Recent studies on African Statehood and Statebuilding have illustrated inadequacies in
conceptualizing politics around a unified, institutionalized state and have developed understandings of politics as a multidirectional process rooted in social communities and lifeworlds as much as political and bureaucratic institutions associated with the state. This is especially urgent in postcolonial
states, which face institutions weakly associated with societies, but not necessarily weak
societies or social engagement, as well as authoritarian states, which in regulating institutionalized politics push political processes outside of official channels. These findings raise important questions
for research on African politics: How do people pursue political interests, when institutions conventionally understood to accumulate such interests fail to do so both intentionally and due to inadequacies? And are they building alternative social institutions? Political institutions are regarded beyond the nation state; international institutions and actors provide similar points of access to Africans pursuing political goals and can be used strategically, while also exerting repressive power on multiple levels. With international organizations, NGOs, foreign states and regional organizations present, political, military and economic power is multiscalar, requiring multiscalar strategies in dealing with them.

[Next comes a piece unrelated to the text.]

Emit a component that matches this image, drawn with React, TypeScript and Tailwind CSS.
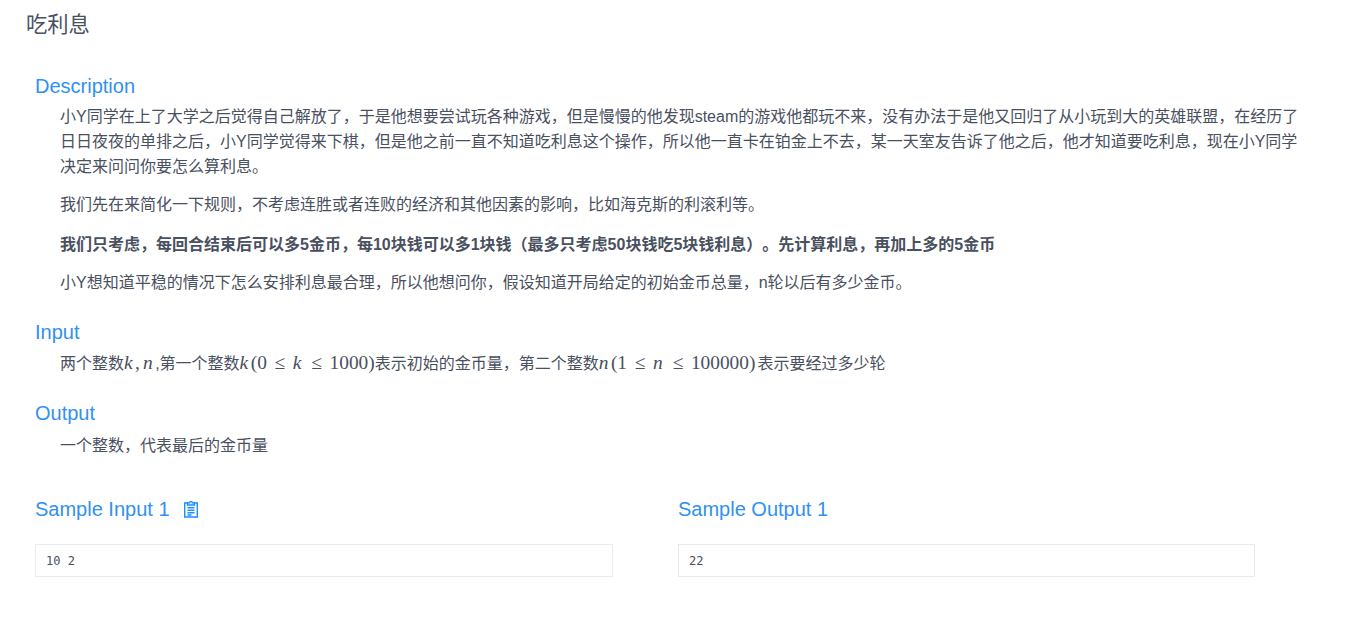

This panel thus invites contributions which focus on empirically showing how Africans pursue political goals within challenging institutional frameworks. Especially encouraged are Sociological or Anthropological case studies which shift attention away from institutional logics of state building toward citizen’s
strategies in dealing with existing institutions to work with, circumvent or subvert them. It
encourages theoretical papers discussing whether informal politics and social institutions have the capacity to offer alternatives to conventional states, explaining enduring challenges to expansive institutions while providing a possible vision of a non-statist state.